Bayerns Vize-Ministerpräsident und Wirtschaftsminister Hubert Aiwanger (Freie Wähler) hat vorgeschlagen, Langzeitarbeitslose für soziale Dienste zu verpflichten. Das geht aus einem Gespräch mit dem Nachrichtensender "Welt" in der Vorwoche hervor. Sie könnten z. B. in Altenheimen eingesetzt werden. Deutschland befinde sich "mitten in einem Pflegenotstand, jede helfende Hand ist dort dringend gebraucht", so Aiwanger. Pflegefachpersonen müssten mitunter die Küche putzen, arbeitslose Menschen wiederum würden gern arbeiten und säßen zu Hause. Schlügen Arbeitslose die Dienstverpflichtungen aus, könnte ihnen Hartz IV um 30 % gekürzt werden.
Kabinettskollege Holetschek distanziert sich
Bayerns Gesundheitsminister Klaus Holetschek (CSU) kritisierte seinen Kabinettskollegen scharf. Pflege brauche qualifiziertes Fachpersonal. Gegenüber der Deutschen Presse-Agentur sagte er, Aiwangers Vorschlag zeuge von "völliger Unkenntnis der Situation in der Pflege und einem völligen Fehlverständnis des Pflegeberufs".
"Unser Ziel ist es, die Pflege zu professionalisieren und den Beruf aufzuwerten."
Wer in der Pflege mit alten und hilfebedürftigen Menschen arbeite, müsse gut ausgebildet sein und dies freiwillig machen, "sonst geht der Schuss nach hinten los".
Vielmehr seien die Pflegeausbildung weiter zu stärken sowie Arbeitsbedingungen und Gehälter zu verbessern.
DPR weist Vorschlang entschieden zurück
Auch der Deutsche Pflegerat (DPR) lehnte Aiwangers Vorsachlag entschieden ab. DPR-Vize-Präsidentin Irene Maier sagte am Montag:
"Solche abwegigen Vorschläge hatten wir schon häufiger."

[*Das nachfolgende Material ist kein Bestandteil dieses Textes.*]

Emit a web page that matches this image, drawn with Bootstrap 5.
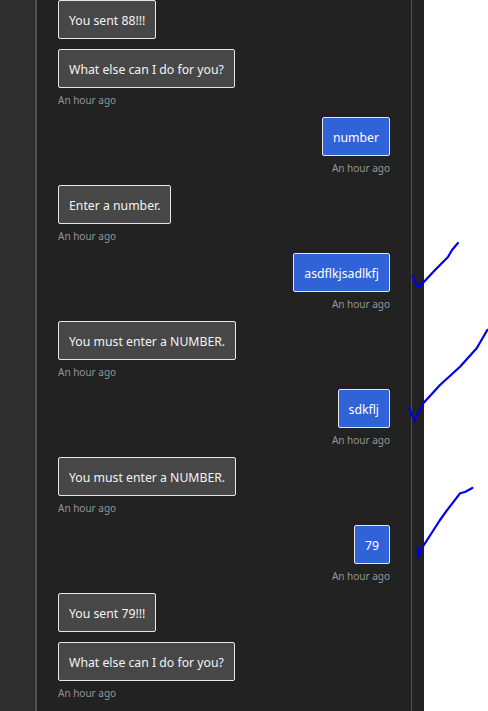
<!DOCTYPE html>
<html lang="en">
<head>
<meta charset="utf-8">
<title>Chat</title>
<link href="https://cdn.jsdelivr.net/npm/bootstrap@5.3.0/dist/css/bootstrap.min.css" rel="stylesheet">
<style>
html, body { height: 100%; }
body { background: #fff; overflow: hidden; font-family: "Noto Sans", "Open Sans", sans-serif; }
.shell { width: 424px; height: 711px; background: #222; }
.side-rail { width: 37px; background: #2f2f2f; border-right: 2px solid #505050; }
.chat-pane { width: 375px; border-right: 1px solid #4f4f4f; padding: 0 21px 0 21px; }
.gutter-strip { width: 12px; }
.msg-group { margin-bottom: 10px; }
.bubble { font-size: 12.25px; line-height: 17px; padding: 11px 10px 9px; border: 1px solid #e6e6e6; border-radius: 2px; color: #f3f3f3; height: 39px; white-space: nowrap; }
.bubble + .bubble { margin-top: 10px; }
.bubble-bot { background: #474747; }
.bubble-user { background: #3063d8; color: #fff; }
.stamp { font-size: 10px; line-height: 14px; color: #949494; margin-top: 5px; height: 14px; }
.ink { position: absolute; left: 0; top: 0; pointer-events: none; }
.ink path { fill: none; stroke: #0000e6; stroke-width: 2.2; stroke-linejoin: round; stroke-linecap: round; }
</style>
</head>
<body>
<div class="shell d-flex position-relative">
  <div class="side-rail flex-shrink-0"></div>
  <div class="chat-pane flex-shrink-0 d-flex flex-column">
    <div class="msg-group d-flex flex-column align-items-start">
      <div class="bubble bubble-bot">You sent 88!!!</div>
      <div class="bubble bubble-bot">What else can I do for you?</div>
      <div class="stamp">An hour ago</div>
    </div>
    <div class="msg-group d-flex flex-column align-items-end">
      <div class="bubble bubble-user">number</div>
      <div class="stamp">An hour ago</div>
    </div>
    <div class="msg-group d-flex flex-column align-items-start">
      <div class="bubble bubble-bot">Enter a number.</div>
      <div class="stamp">An hour ago</div>
    </div>
    <div class="msg-group d-flex flex-column align-items-end">
      <div class="bubble bubble-user">asdflkjsadlkfj</div>
      <div class="stamp">An hour ago</div>
    </div>
    <div class="msg-group d-flex flex-column align-items-start">
      <div class="bubble bubble-bot">You must enter a NUMBER.</div>
      <div class="stamp">An hour ago</div>
    </div>
    <div class="msg-group d-flex flex-column align-items-end">
      <div class="bubble bubble-user">sdkflj</div>
      <div class="stamp">An hour ago</div>
    </div>
    <div class="msg-group d-flex flex-column align-items-start">
      <div class="bubble bubble-bot">You must enter a NUMBER.</div>
      <div class="stamp">An hour ago</div>
    </div>
    <div class="msg-group d-flex flex-column align-items-end">
      <div class="bubble bubble-user">79</div>
      <div class="stamp">An hour ago</div>
    </div>
    <div class="msg-group d-flex flex-column align-items-start">
      <div class="bubble bubble-bot">You sent 79!!!</div>
      <div class="bubble bubble-bot">What else can I do for you?</div>
      <div class="stamp">An hour ago</div>
    </div>
  </div>
  <div class="gutter-strip flex-shrink-0"></div>
</div>
<svg class="ink" width="488" height="711" viewBox="0 0 488 711" aria-hidden="true">
  <path d="M412.3 276 L417 286 L420 286 L437 268 L448 257 L452 250 L458 243"/>
  <path d="M409.3 408.3 L414.3 420.7 L423.3 403.3 L440 385 L460 366.7 L476.7 348.3 L487.3 330"/>
  <path d="M418 547.3 L418.7 557.3 L420.7 550 L440 520 L446.7 510.7 L460 493.3 L465 492 L472.3 488"/>
</svg>
<script src="https://cdn.jsdelivr.net/npm/bootstrap@5.3.0/dist/js/bootstrap.bundle.min.js"></script>
</body>
</html>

In der Vergangenheit seien für die Pflegearbeit bereits "Schlecker-Frauen" oder Personen vorgeschlagen worden, die Sozialstunden abzuleisten hätten. Diese Vorstöße seien allerdings Ausdruck einer mangelnden politischen Einstellung zur Profession Pflege.
"Pflege kann nicht jeder. Es ist eine professionelle Tätigkeit, für die man geeignet und entsprechend ausgebildet sein muss."
Grundsätzlich müsse es Krankenhäusern und Pflegeunternehmen gelingen, fähige Personen zu gewinnen und gut auszubilden.
"Anstatt eine Deprofessionalisierung des Berufes zu wollen und ein Lohndumping herbeizuführen, sollten gute Arbeitsbedingungen mit einer besseren Personalausstattung, einer guten Ausbildung und Bindung im Betrieb im Mittelpunkt jeder Diskussion um die Pflege stehen."
Bekenntnis zur Selbstverwaltung für beruflich Pflegende
Aiwanger beweise mit seiner Äußerung, dass die Freien Wähler für eine inhaltliche Diskussion zum Thema Pflege nicht geeignet seien und sich dafür disqualifiziert hätten, urteilte auch die Vereinigung der Pflegenden in Bayern (VdPB). Für die beruflich Pflegenden im Land könnten sie kein adäquater politischer Ansprechpartner mehr sein.
Um die Probleme in der Profession Pflege zu lösen, bedürfe es "neuer und mutiger Veränderungen, um einem Pflegekollaps noch zu verhindern". Neben attraktiven Arbeitsbedingungen gründet dies für die VdPB v. a. in der Übertragung von mehr Verantwortung, der Schaffung neuer Aufgabenfelder und einem klaren Bekenntnis zur Selbstverwaltung für beruflich Pflegende.
Westerfellhaus: Aiwanger versteht Profession Pflege nicht
Auch der Pflegebevollmächtigte der Bundesregierung, Andreas Westerfellhaus, äußerte sich am Mittwoch "empört" über Aiwanger. Wer solche Aussagen tätige, habe die Profession Pflege nicht verstanden.
"Pflege ist eine Profession. Die Pflegekräfte haben eine hohe Fachkompetenz, sie sichern den pflegerischen Versorgungsprozess – immer mit einem ganzheitlichen Blick auf den pflege- und hilfsbedürftigen Menschen. (...) Es ist demütigend, für alle Pflegekräfte und für alle die sich für die Pflege einsetzen, zu behaupten, dass jeder ohne erlernte Kenntnisse den Pflegeberuf ausüben kann!"